Les Chiliens, eux, souhaitent qu’on apporte une solution à leur vie : ils veulent un travail stable, un système de santé plus juste, une éducation gratuite, des retraites décentes. Et ils voient ces hommes et ces femmes politiques qui se donnent en spectacle, à l’assemblée, dans les médias, évoquent le socialisme qui va tout changer ou le néolibéralisme qui va tout régler. Or ils ont assez de tous ces « ismes » dont se gargarisent la gauche comme la droite. Tous les scrutins démontrent cette coupure nette entre politique et société. Les gens sont fatigués des tensions, des affrontements de ces politiques qui divisent le pays sans jamais apporter de solutions concrètes dans la vie de tous les jours.
D’ailleurs le Chili n’est sans doute pas le seul pays à en avoir assez de ces partis politiques traditionnels qui « draguent » avant les élections puis méprisent ceux qui les ont élus durant tout le mandat. Il n’y a qu’à voir ces grands pays américains qui se sont tournés, parfois par simple dépit, vers des candidats antisystèmes à commencer par Trump aux États-Unis, Bolsonaro au Brésil et maintenant Milei en Argentine !

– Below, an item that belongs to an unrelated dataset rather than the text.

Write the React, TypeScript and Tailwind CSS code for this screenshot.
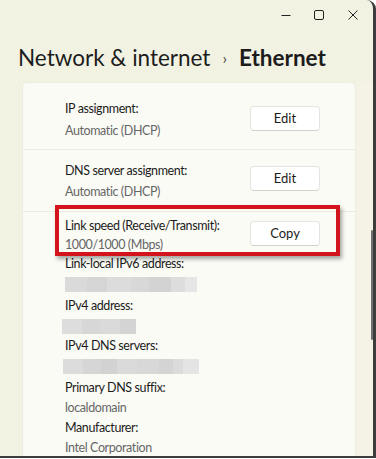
import React from "react";

const font = { fontFamily: 'Lato, "Noto Sans", Arial, sans-serif' };

function Blur({ widths, shades }: { widths: number[]; shades: string[] }) {
  return (
    <div className="flex h-[15px] blur-[0.6px]">
      {widths.map((w, i) => (
        <div key={i} style={{ width: w, background: shades[i % shades.length] }} className="h-full" />
      ))}
    </div>
  );
}

function Btn({ label }: { label: string }) {
  return (
    <div className="w-[70px] h-[25px] bg-white border border-[#e4e4e0] border-b-[#d2d2cc] rounded-[4px] flex items-center justify-center text-[13px] text-[#1b1b1b] leading-none">
      {label}
    </div>
  );
}

function Pair({ label, value, h = 40 }: { label: string; value: React.ReactNode; h?: number }) {
  return (
    <div className="flex flex-col" style={{ height: h }}>
      <div className="text-[12.5px] tracking-[-0.4px] leading-[20px] text-[#1b1b1b]">{label}</div>
      <div className="h-[20px] flex items-center text-[12.5px] tracking-[-0.4px] text-[#666666]">{value}</div>
    </div>
  );
}

export default function App() {
  return (
    <div className="w-[376px] h-[459px] bg-white overflow-hidden" style={font}>
      <div className="relative w-[376px] h-[458px] bg-[#f2f2e3] border-r-[3px] border-b-[2px] border-[#3d3d3d] rounded-tr-[9px] overflow-hidden flex flex-col">
        {/* title bar */}
        <div className="h-[30px] flex items-center justify-end shrink-0">
          <div className="w-[30px] flex justify-center">
            <svg width="10" height="10" viewBox="0 0 10 10"><path d="M0.5 5.5h9" stroke="#222" strokeWidth="1" /></svg>
          </div>
          <div className="w-[32px] flex justify-center ml-[2px]">
            <svg width="10" height="10" viewBox="0 0 10 10"><rect x="0.5" y="0.5" width="9" height="9" rx="1.5" fill="none" stroke="#222" strokeWidth="1" /></svg>
          </div>
          <div className="w-[36px] flex justify-center mr-[2px]">
            <svg width="10" height="10" viewBox="0 0 10 10"><path d="M0.5 0.5l9 9M9.5 0.5l-9 9" stroke="#222" strokeWidth="1" /></svg>
          </div>
        </div>
        {/* heading */}
        <div className="h-[52px] shrink-0 pl-[18px] pt-[12px] flex items-start text-[22.5px] leading-[32px] text-[#1c1c1c]">
          <span>Network &amp; internet</span>
          <span className="mx-[12px] text-[16px] text-[#444]">›</span>
          <span className="font-bold">Ethernet</span>
        </div>
        {/* content */}
        <div className="flex flex-1 min-h-0">
          <div className="ml-[22px] w-[334px] bg-[#fbfbf6] border border-[#ececdf] border-b-0 rounded-t-[5px] flex flex-col">
            <div className="h-[67px] border-b border-[#ebebe3] pl-[42px] pr-[35px] flex items-start justify-between shrink-0">
              <div className="pt-[15px]">
                <div className="text-[12.5px] tracking-[-0.4px] leading-[22px] text-[#1b1b1b]">IP assignment:</div>
                <div className="text-[12.5px] tracking-[-0.4px] leading-[22px] text-[#666666]">Automatic (DHCP)</div>
              </div>
              <div className="pt-[23px]"><Btn label="Edit" /></div>
            </div>
            <div className="h-[62px] border-b border-[#ebebe3] pl-[42px] pr-[35px] flex items-start justify-between shrink-0">
              <div className="pt-[10px]">
                <div className="text-[12.5px] tracking-[-0.4px] leading-[22px] text-[#1b1b1b]">DNS server assignment:</div>
                <div className="text-[12.5px] tracking-[-0.4px] leading-[20px] text-[#666666]">Automatic (DHCP)</div>
              </div>
              <div className="pt-[16px]"><Btn label="Edit" /></div>
            </div>
            <div className="pl-[42px] pr-[35px] pt-[4px] flex flex-col">
              <div className="flex items-start justify-between">
                <Pair label="Link speed (Receive/Transmit):" value="1000/1000 (Mbps)" h={38} />
                <div className="pt-[5px]"><Btn label="Copy" /></div>
              </div>
              <Pair
                label="Link-local IPv6 address:"
                value={<Blur widths={[22, 20, 24, 18, 22, 14, 12]} shades={["#dadada", "#d5d5d5", "#dcdcdc", "#d8d8d8", "#d3d3d3", "#dddddd", "#e6e6e6"]} />}
                h={42}
              />
              <Pair
                label="IPv4 address:"
                value={<div className="-ml-[3px]"><Blur widths={[20, 18, 20, 16]} shades={["#dddddd", "#d7d7d7", "#dadada", "#d4d4d4"]} /></div>}
                h={40}
              />
              <Pair
                label="IPv4 DNS servers:"
                value={<div className="-ml-[2px]"><Blur widths={[20, 18, 16, 20, 22, 14, 10, 16]} shades={["#dcdcdc", "#d6d6d6", "#d2d2d2", "#dadada", "#d8d8d8", "#d4d4d4", "#dbdbdb", "#e4e4e4"]} /></div>}
                h={42}
              />
              <Pair label="Primary DNS suffix:" value="localdomain" h={40} />
              <Pair label="Manufacturer:" value="Intel Corporation" h={40} />
            </div>
          </div>
          {/* scroll strip */}
          <div className="flex-1 bg-[#f4f3e6] relative">
            <div className="absolute right-[0px] top-[148px] w-[2px] h-[110px] rounded-full bg-[#707070]" />
          </div>
        </div>
        {/* annotation */}
        <div className="absolute left-[55px] top-[205px] w-[285px] h-[51px] border-[4px] border-[#d3141c] shadow-[2px_3px_4px_rgba(0,0,0,0.35)] pointer-events-none" />
      </div>
    </div>
  );
}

Lucho : N’existe-t-il pas le même risque au Chili ? Un des alliés d’Antonio Kast a quitté le parti républicain pour dénoncer les partis de gauche comme de droite ?
Réponse de Luis : Quelques jours avant l’élection du 17 décembre, José Manuel Rojo Edwards a quitté le parti républicain qu’il avait fondé avec Antonio [Kast], le candidat d’extrême droite battu à la dernière élection présidentielle. Il a senti que la défaite allait être importante et a préféré quitter le navire avant en appelant à voter contre le projet. Il a sans doute bien suivi la campagne de Milei en Argentine, puisqu’il dit déjà que l’extrême droite et la gauche qui ont gouverné sont pareilles, qu’aucune des deux ne pense aux Chiliens. Mais que lui par contre (depuis peu) pense au pays et va défendre la liberté (comme Milei le clame). Nous sommes à deux ans des prochaines élections présidentielles au Chili. Pour l’instant le parti présidentiel de Gabriel Boric bénéficie de 35 % de soutien. Boric a connu pas mal de déboires avec ses jeunes amis qui l’avaient accompagné au pouvoir et il s’est rendu compte qu’il ne suffit pas de crier dans des manifestations pour faire un bon ministre. Aujourd’hui, il gouverne avec plusieurs membres des anciens partis (parti communiste ou parti socialiste), pourtant rejetés par les Chiliens qui ne croient plus en leur volonté de trouver des solutions. Une grande majorité pense que la seule ambition des politiques de tous bords, c’est de conserver des rentes de situation, et le Chili passe bien après. Je pense que l’on arrive au bout d’une pratique de la politique, ici au Chili comme ailleurs dans le monde.
Commentaires de Lucho
Au Chili comme ailleurs, aux États-Unis, en Amérique latine ou en Europe, le fossé se creuse entre les gouvernants qui une fois élus n’en font qu’à leur tête (voir les mensonges, contradictions, changements de cap, etc. du locataire actuel de l’Élysée). Les électeurs se sentent incompris et bafoués. C’est un véritable problème de fond qui les conduit un peu partout – au lieu de se révolter –à choisir l’extrême droite ou des leaders antisystèmes tandis que les organisations syndicales ou les partis politiques traditionnels se vident de leur substance…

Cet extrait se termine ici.